The integral of cosec (cosecant) is -ln|cosec(x) + cot(x)| + C, where C is the constant of integration.
Understanding the Integral
- Cosecant (cosec): The cosecant function is the reciprocal of the sine function. It is denoted as cosec(x) or csc(x).
- Integral: The integral represents the area under the curve of a function.
- Constant of Integration (C): The constant of integration is added to account for the fact that the derivative of a constant is always zero.
Practical Applications
The integral of cosecant is used in various fields, including:
- Physics: Calculating the motion of objects under the influence of gravity.

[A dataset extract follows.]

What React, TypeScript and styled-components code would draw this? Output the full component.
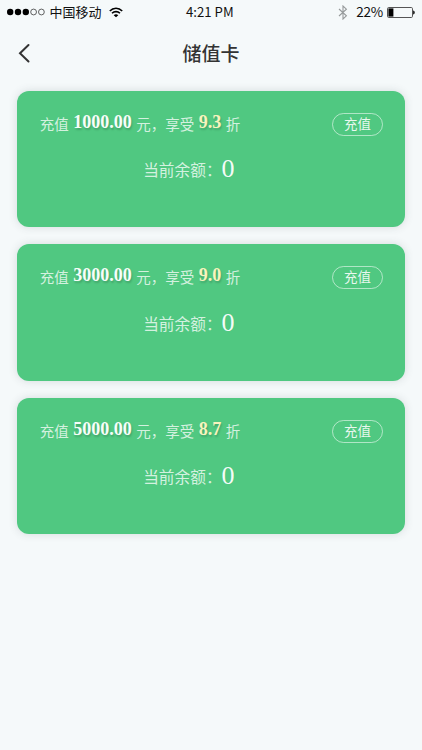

- Engineering: Analyzing the behavior of waves and oscillations.
- Mathematics: Solving differential equations and evaluating definite integrals.
Example
Let's find the integral of cosec(x) from x = π/4 to x = π/2:
∫(π/4)^(π/2) cosec(x) dx = [-ln|cosec(x) + cot(x)|]_(π/4)^(π/2)
= [-ln|cosec(π/2) + cot(π/2)|] - [-ln|cosec(π/4) + cot(π/4)|]
= [-ln|1 + 0|] - [-ln|√2 + 1|]
= ln(√2 + 1)Therefore, the definite integral of cosec(x) from π/4 to π/2 is ln(√2 + 1).